Offshoring has gained a significant momentum in recent years. Firm size appears to be the leading factor differentiating firms that offshore from those that do not. We present a model that blends offshoring, or trade in tasks, with a Melitz-style model of monopolistic competition with heterogeneous firms and show that this is indeed the case. Accounting for firm heterogeneity offers new tools for analyzing the effects of offshoring on the employment dynamics within an individual firm and at the aggregate sector level. We show that offshoring unambiguously reduces per-firm labour demand in smaller firms, but has ambiguous effects in larger firms.
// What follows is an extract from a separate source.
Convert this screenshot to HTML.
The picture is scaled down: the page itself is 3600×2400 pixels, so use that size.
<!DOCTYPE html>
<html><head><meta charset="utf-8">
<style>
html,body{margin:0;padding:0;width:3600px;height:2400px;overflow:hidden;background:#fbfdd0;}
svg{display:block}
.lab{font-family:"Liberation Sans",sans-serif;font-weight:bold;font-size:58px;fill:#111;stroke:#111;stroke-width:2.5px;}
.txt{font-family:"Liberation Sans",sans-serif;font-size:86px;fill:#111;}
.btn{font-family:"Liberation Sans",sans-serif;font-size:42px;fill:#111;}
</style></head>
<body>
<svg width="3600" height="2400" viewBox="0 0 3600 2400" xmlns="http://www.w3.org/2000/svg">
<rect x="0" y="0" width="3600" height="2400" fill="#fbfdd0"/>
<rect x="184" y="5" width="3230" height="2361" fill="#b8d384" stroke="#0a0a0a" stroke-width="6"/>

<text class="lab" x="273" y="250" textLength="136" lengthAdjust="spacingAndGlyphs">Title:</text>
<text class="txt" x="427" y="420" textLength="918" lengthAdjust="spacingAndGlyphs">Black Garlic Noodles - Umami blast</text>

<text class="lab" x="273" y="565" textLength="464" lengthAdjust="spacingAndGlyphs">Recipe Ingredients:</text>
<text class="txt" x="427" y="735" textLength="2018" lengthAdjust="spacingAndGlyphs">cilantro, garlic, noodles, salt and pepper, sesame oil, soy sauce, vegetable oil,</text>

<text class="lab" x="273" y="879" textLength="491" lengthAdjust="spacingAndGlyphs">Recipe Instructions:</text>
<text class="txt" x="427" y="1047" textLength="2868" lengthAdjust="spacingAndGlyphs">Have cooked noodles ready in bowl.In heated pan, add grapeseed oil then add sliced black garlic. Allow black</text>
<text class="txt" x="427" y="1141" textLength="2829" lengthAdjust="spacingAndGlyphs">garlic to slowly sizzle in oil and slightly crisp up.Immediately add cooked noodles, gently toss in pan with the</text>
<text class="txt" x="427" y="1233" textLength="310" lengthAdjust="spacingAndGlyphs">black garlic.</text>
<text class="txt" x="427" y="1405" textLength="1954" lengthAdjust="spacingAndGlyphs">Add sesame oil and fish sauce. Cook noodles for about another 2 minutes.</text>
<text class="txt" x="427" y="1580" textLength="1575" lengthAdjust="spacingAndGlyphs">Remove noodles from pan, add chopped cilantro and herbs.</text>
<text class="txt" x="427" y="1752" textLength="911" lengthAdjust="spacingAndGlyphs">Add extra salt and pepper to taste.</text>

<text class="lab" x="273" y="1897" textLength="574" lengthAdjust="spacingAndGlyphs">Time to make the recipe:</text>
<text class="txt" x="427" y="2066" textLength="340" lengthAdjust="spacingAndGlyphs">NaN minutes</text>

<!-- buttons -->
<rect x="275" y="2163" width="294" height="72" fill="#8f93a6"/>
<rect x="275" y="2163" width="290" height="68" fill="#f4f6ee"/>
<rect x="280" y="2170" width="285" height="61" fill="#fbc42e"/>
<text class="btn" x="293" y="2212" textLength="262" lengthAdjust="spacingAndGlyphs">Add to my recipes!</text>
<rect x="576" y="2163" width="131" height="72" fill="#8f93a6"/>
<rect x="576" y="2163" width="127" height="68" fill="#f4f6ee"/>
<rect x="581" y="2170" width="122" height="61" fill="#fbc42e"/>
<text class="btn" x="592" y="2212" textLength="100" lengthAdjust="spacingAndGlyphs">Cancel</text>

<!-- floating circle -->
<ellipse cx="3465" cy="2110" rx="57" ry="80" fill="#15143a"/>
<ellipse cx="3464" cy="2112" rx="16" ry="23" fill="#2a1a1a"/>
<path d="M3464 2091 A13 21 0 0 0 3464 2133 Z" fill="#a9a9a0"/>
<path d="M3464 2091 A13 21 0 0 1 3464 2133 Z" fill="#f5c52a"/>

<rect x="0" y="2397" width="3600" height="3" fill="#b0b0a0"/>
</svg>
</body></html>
As a result, irrespective of whether or not the number of firms operating in the offshoring nation increases, the overall sector employment may increase or decrease. Policies promoting free trade have a significant role to play in job creation. The model also permits a straightforward derivation of positive and normative effects of offshoring: trade in tasks increases productivity of active firms and improves welfare in the offshoring nation.

Suggested Citation

  • Nana Bourtchouladze, 2007. "Offshoring and Heterogeneous Firms: One Job Offshored, One Job Lost?," IHEID Working Papers 28-2007, Economics Section, The Graduate Institute of International Studies, revised Dec 2007.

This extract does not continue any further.